Money is something you earn through the sweat of your brow (or sitting through endless meetings, conference calls and answering inane emails while wearing uncomfortable clothing) and then you spend. It’s a river you watch flowing past, occasionally grabbing a scoop or two. It seems to be a static thing – a dollar is a dollar. The efforts of investment advisers, brokers and bankers seems somehow wrong, a wrinkle in the fabric of polite society.
Why is this?
John Marks would have the people around the table believe that it’s all about knowledge. When Sri Francis Bacon quipped that “knowledge is power”, he might have been addressing this effusive Englishman.
“Labour under correct knowledge”, observes John, “That’s the only LUCK you will ever need.” John’s philosophy is that successful investment is about knowing what’s being sold to you and understanding the fine print. “Everyone has a level of risk they are comfortable with. Some people only want an assured return with no risk. Others will take some of their investment portfolio and play a little. Putting some money into a high return investment (that’s also high risk) might be good approach for some portion of your portfolio.
John’s 35 years of experience building and running investment companies makes his knowledge flow smoothly and effortlessly. For some of us, our heads just plain hurt when it comes to thinking about our investments. Structure instruments, stocks, bonds, tax exposure – all terms that roll over us and we hunker down to weather the storm, looking for relief.

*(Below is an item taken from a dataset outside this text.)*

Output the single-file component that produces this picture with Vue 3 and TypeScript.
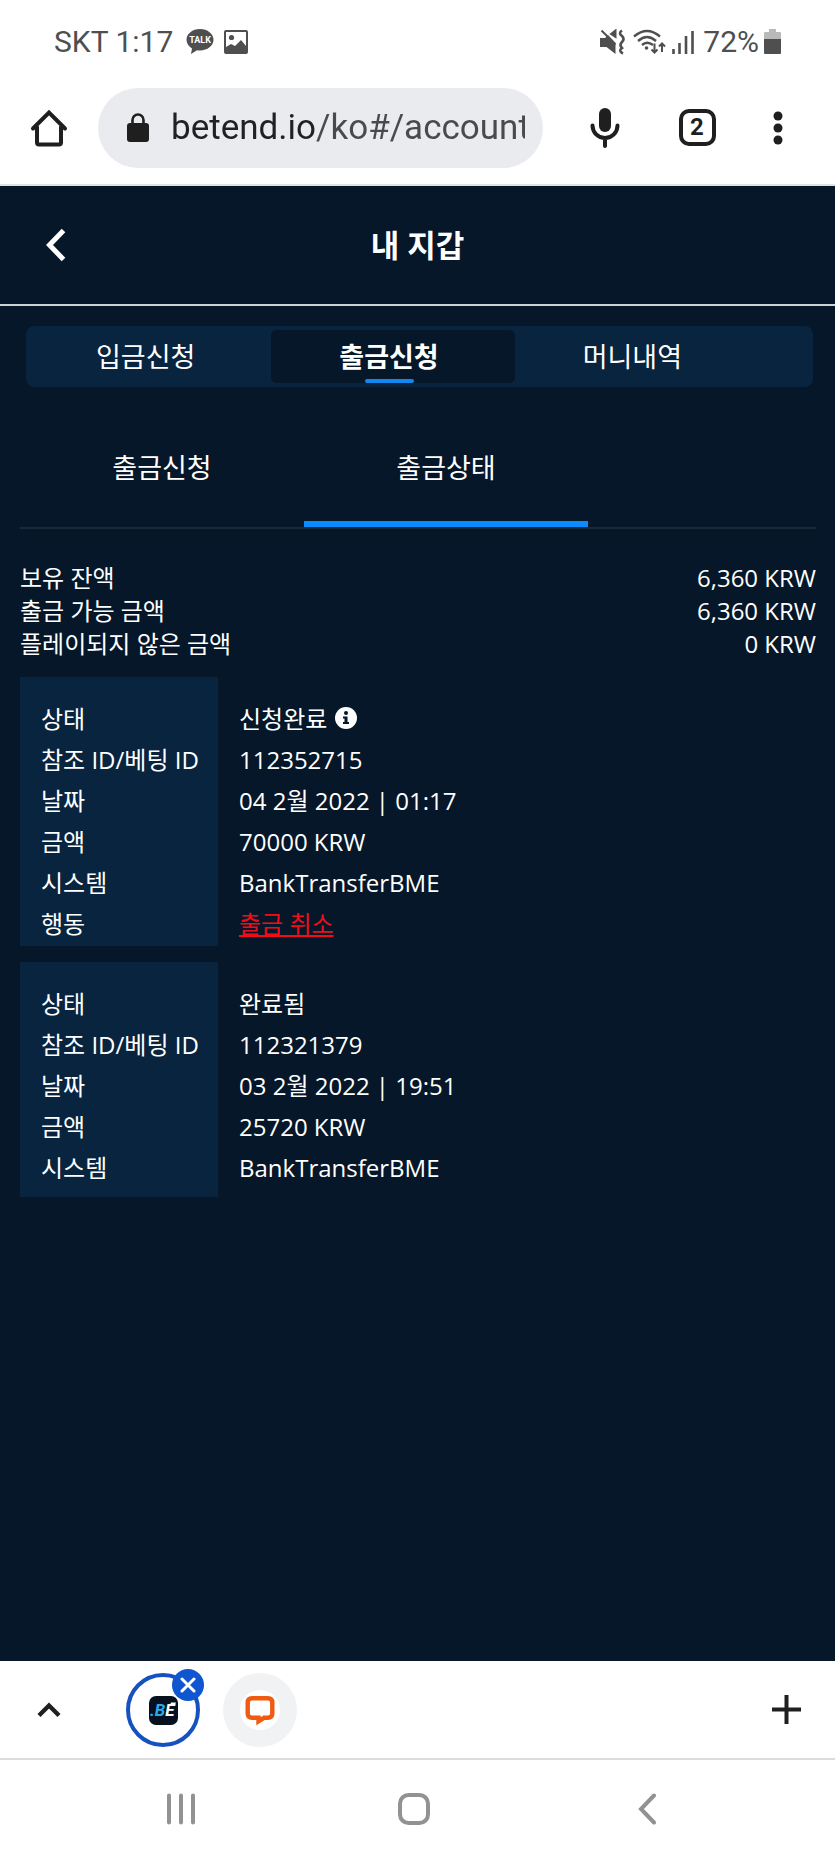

But John has a solution: “The investment clubs we’re suggesting are just a group of people getting together who want to be better informed about their options.
We’ll bring together experts who can help you learn more about how these financial instruments work. From there, you decide how you want your money to work. But you will do it in a social environment where the hard questions can be asked.
John’s model is appealing. Offering his experience and contacts in the financial services industry plus a research department to dig into the details of the alternatives out in the market, he brings together smaller investors and allows them to function as a larger one. “By pooling resources, we can access instruments not normally available to individuals. Plus, we can dig into all the fees and commissions to make sure that the maximum return is given to each investor.” John pauses to reflect a moment. “At a level of risk each person is comfortable with.”
Mark, an engineer who has been client of John’s for the last eight months, takes a cautious analytical approach to investment: “It’s a business. Those offering these investments have to be able to make money. As an investor, I also want to make money. The middle man takes a slice for bringing my money and the offered instrument together. These investment clubs cut out the middle man and help everyone understand where I can make money and where the other guy gets his cut. I know more so I can make better decisions”. John has started these clubs in countries across the region, including Turkey, Cyprus and Egypt. Aimed at expats, these locations have been successful breeding grounds for the concept. As returns on investments have been battered by financial crises, inflation, oil prices and a plethora of challenges, the Expatriate Investment Club (EPIC) concept is appealing.
“When I suggest any investment to a club group, I will always put my own money into it.” That brings everyone to a dead stop. John stands in front of the room as that statement hangs in the air. “If any of the members have an investment that is working for them, or they think can work, they can bring it to the club and we will research it. If it’s a good one, I’ll put my money into it”.
John developed this concept by leveraging his years in the financial services industry to maximize his own returns upon retiring at age 45. “Once you retire, the money is always going down and it’s uncomfortable to realize there’s nothing coming in. I wanted to change that”.
After moving to Malaysia in 2009, he realized that the MM2H (Malaysia My Second Home) community would also benefit from a transparent investment approach. “These people have liquidated everything and moved their lives to Malaysia. They want income generation from that money to support their lifestyle here in Malaysia”.
It all sounds good and Mark is cautiously optimistic. “The first investment has worked out well. I understood what was happening and I like being able to take things apart before committing to them”.
John looks to limit each club to around ten investors, since any group larger than that makes it hard for everyone to have a voice. “Once a group grows that big, it’s time to split it off and create another group”.
It’s certainly a different approach from the normal one on one with a commissioned broker. John is beginning to build EPIC groups in Malaysia. If the nodding heads around the table were any indication, one which will meet with an enthusiastic reception.